▶ [The problem]
Return the material word for word. Do not include pictures.

┌──

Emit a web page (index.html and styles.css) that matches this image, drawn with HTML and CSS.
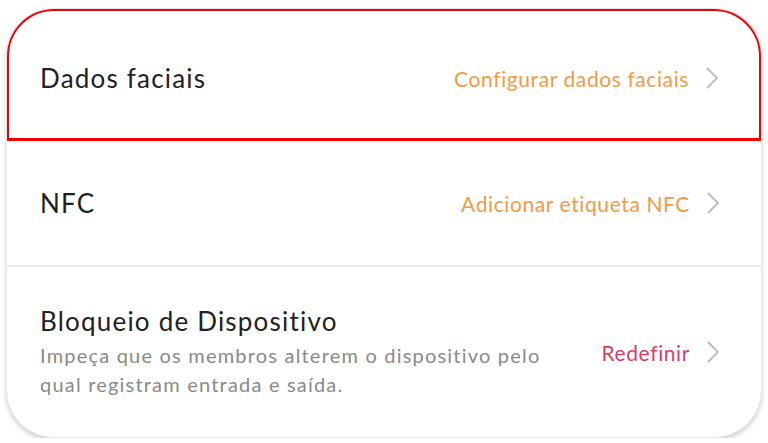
FILE: index.html
```html
<!DOCTYPE html>
<html lang="pt">
<head>
  <meta charset="UTF-8">
  <meta name="viewport" content="width=device-width, initial-scale=1.0">
  <title>Configurações</title>
  <link rel="stylesheet" href="styles.css">
</head>
<body>
  <div class="card">
    <div class="row row-selected">
      <div class="row-main">
        <div class="row-title">Dados faciais</div>
      </div>
      <div class="row-action orange">Configurar dados faciais</div>
      <svg class="chevron" width="14" height="24" viewBox="0 0 14 24"><polyline points="2,2 12,12 2,22" /></svg>
    </div>

    <div class="row row-nfc">
      <div class="row-main">
        <div class="row-title">NFC</div>
      </div>
      <div class="row-action orange">Adicionar etiqueta NFC</div>
      <svg class="chevron" width="14" height="24" viewBox="0 0 14 24"><polyline points="2,2 12,12 2,22" /></svg>
    </div>

    <div class="row row-lock">
      <div class="row-main">
        <div class="row-title">Bloqueio de Dispositivo</div>
        <div class="row-desc">Impeça que os membros alterem o dispositivo pelo qual registram entrada e saída.</div>
      </div>
      <div class="row-action pink">Redefinir</div>
      <svg class="chevron" width="14" height="24" viewBox="0 0 14 24"><polyline points="2,2 12,12 2,22" /></svg>
    </div>
  </div>
</body>
</html>
```

FILE: styles.css
```css
body {
  margin: 0;
  background-color: white;
  font-family: Lato, "Noto Sans", sans-serif;
  color: #222;
}

.card {
  margin: 8px 6px 0 6px;
  height: 430px;
  box-sizing: border-box;
  background-color: white;
  border: 1px solid #e6e6e6;
  border-radius: 48px;
  box-shadow: 0 3px 5px rgba(0, 0, 0, 0.18);
  overflow: hidden;
  display: flex;
  flex-direction: column;
}

.row {
  display: flex;
  align-items: center;
  padding: 0 41px 0 33px;
}

.row-selected {
  height: 133px;
  box-sizing: border-box;
  margin: -1px -1px 0 -1px;
  border: 3px solid #f00000;
  border-radius: 48px 48px 0 0;
  padding: 7px 40px 0 31px;
}

.row-nfc {
  height: 124px;
  border-bottom: 2px solid #e8e8e8;
}

.row-lock {
  flex: 1;
}

.row-main {
  flex: 1;
}

.row-title {
  font-size: 26px;
  line-height: 32px;
  letter-spacing: 1.2px;
  color: #222;
}

.row-desc {
  margin-top: 4px;
  width: 530px;
  font-size: 20px;
  line-height: 29px;
  letter-spacing: 1.2px;
  color: #8a8a8a;
}

.row-action {
  font-size: 21px;
  letter-spacing: 0.6px;
  margin-right: 16px;
}

.orange {
  color: #f29a45;
}

.pink {
  color: #d93d66;
}

.chevron {
  fill: none;
  stroke: #bcbcbc;
  stroke-width: 1.8;
}
```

└──

▶ [Problem solution]
Emit a web page (index.html and styles.css) that matches this image, drawn with HTML and CSS.
FILE: index.html
```html
<!DOCTYPE html>
<html lang="pt">
<head>
  <meta charset="UTF-8">
  <meta name="viewport" content="width=device-width, initial-scale=1.0">
  <title>Configurações</title>
  <link rel="stylesheet" href="styles.css">
</head>
<body>
  <div class="card">
    <div class="row row-selected">
      <div class="row-main">
        <div class="row-title">Dados faciais</div>
      </div>
      <div class="row-action orange">Configurar dados faciais</div>
      <svg class="chevron" width="14" height="24" viewBox="0 0 14 24"><polyline points="2,2 12,12 2,22" /></svg>
    </div>

    <div class="row row-nfc">
      <div class="row-main">
        <div class="row-title">NFC</div>
      </div>
      <div class="row-action orange">Adicionar etiqueta NFC</div>
      <svg class="chevron" width="14" height="24" viewBox="0 0 14 24"><polyline points="2,2 12,12 2,22" /></svg>
    </div>

    <div class="row row-lock">
      <div class="row-main">
        <div class="row-title">Bloqueio de Dispositivo</div>
        <div class="row-desc">Impeça que os membros alterem o dispositivo pelo qual registram entrada e saída.</div>
      </div>
      <div class="row-action pink">Redefinir</div>
      <svg class="chevron" width="14" height="24" viewBox="0 0 14 24"><polyline points="2,2 12,12 2,22" /></svg>
    </div>
  </div>
</body>
</html>
```

FILE: styles.css
```css
body {
  margin: 0;
  background-color: white;
  font-family: Lato, "Noto Sans", sans-serif;
  color: #222;
}

.card {
  margin: 8px 6px 0 6px;
  height: 430px;
  box-sizing: border-box;
  background-color: white;
  border: 1px solid #e6e6e6;
  border-radius: 48px;
  box-shadow: 0 3px 5px rgba(0, 0, 0, 0.18);
  overflow: hidden;
  display: flex;
  flex-direction: column;
}

.row {
  display: flex;
  align-items: center;
  padding: 0 41px 0 33px;
}

.row-selected {
  height: 133px;
  box-sizing: border-box;
  margin: -1px -1px 0 -1px;
  border: 3px solid #f00000;
  border-radius: 48px 48px 0 0;
  padding: 7px 40px 0 31px;
}

.row-nfc {
  height: 124px;
  border-bottom: 2px solid #e8e8e8;
}

.row-lock {
  flex: 1;
}

.row-main {
  flex: 1;
}

.row-title {
  font-size: 26px;
  line-height: 32px;
  letter-spacing: 1.2px;
  color: #222;
}

.row-desc {
  margin-top: 4px;
  width: 530px;
  font-size: 20px;
  line-height: 29px;
  letter-spacing: 1.2px;
  color: #8a8a8a;
}

.row-action {
  font-size: 21px;
  letter-spacing: 0.6px;
  margin-right: 16px;
}

.orange {
  color: #f29a45;
}

.pink {
  color: #d93d66;
}

.chevron {
  fill: none;
  stroke: #bcbcbc;
  stroke-width: 1.8;
}
```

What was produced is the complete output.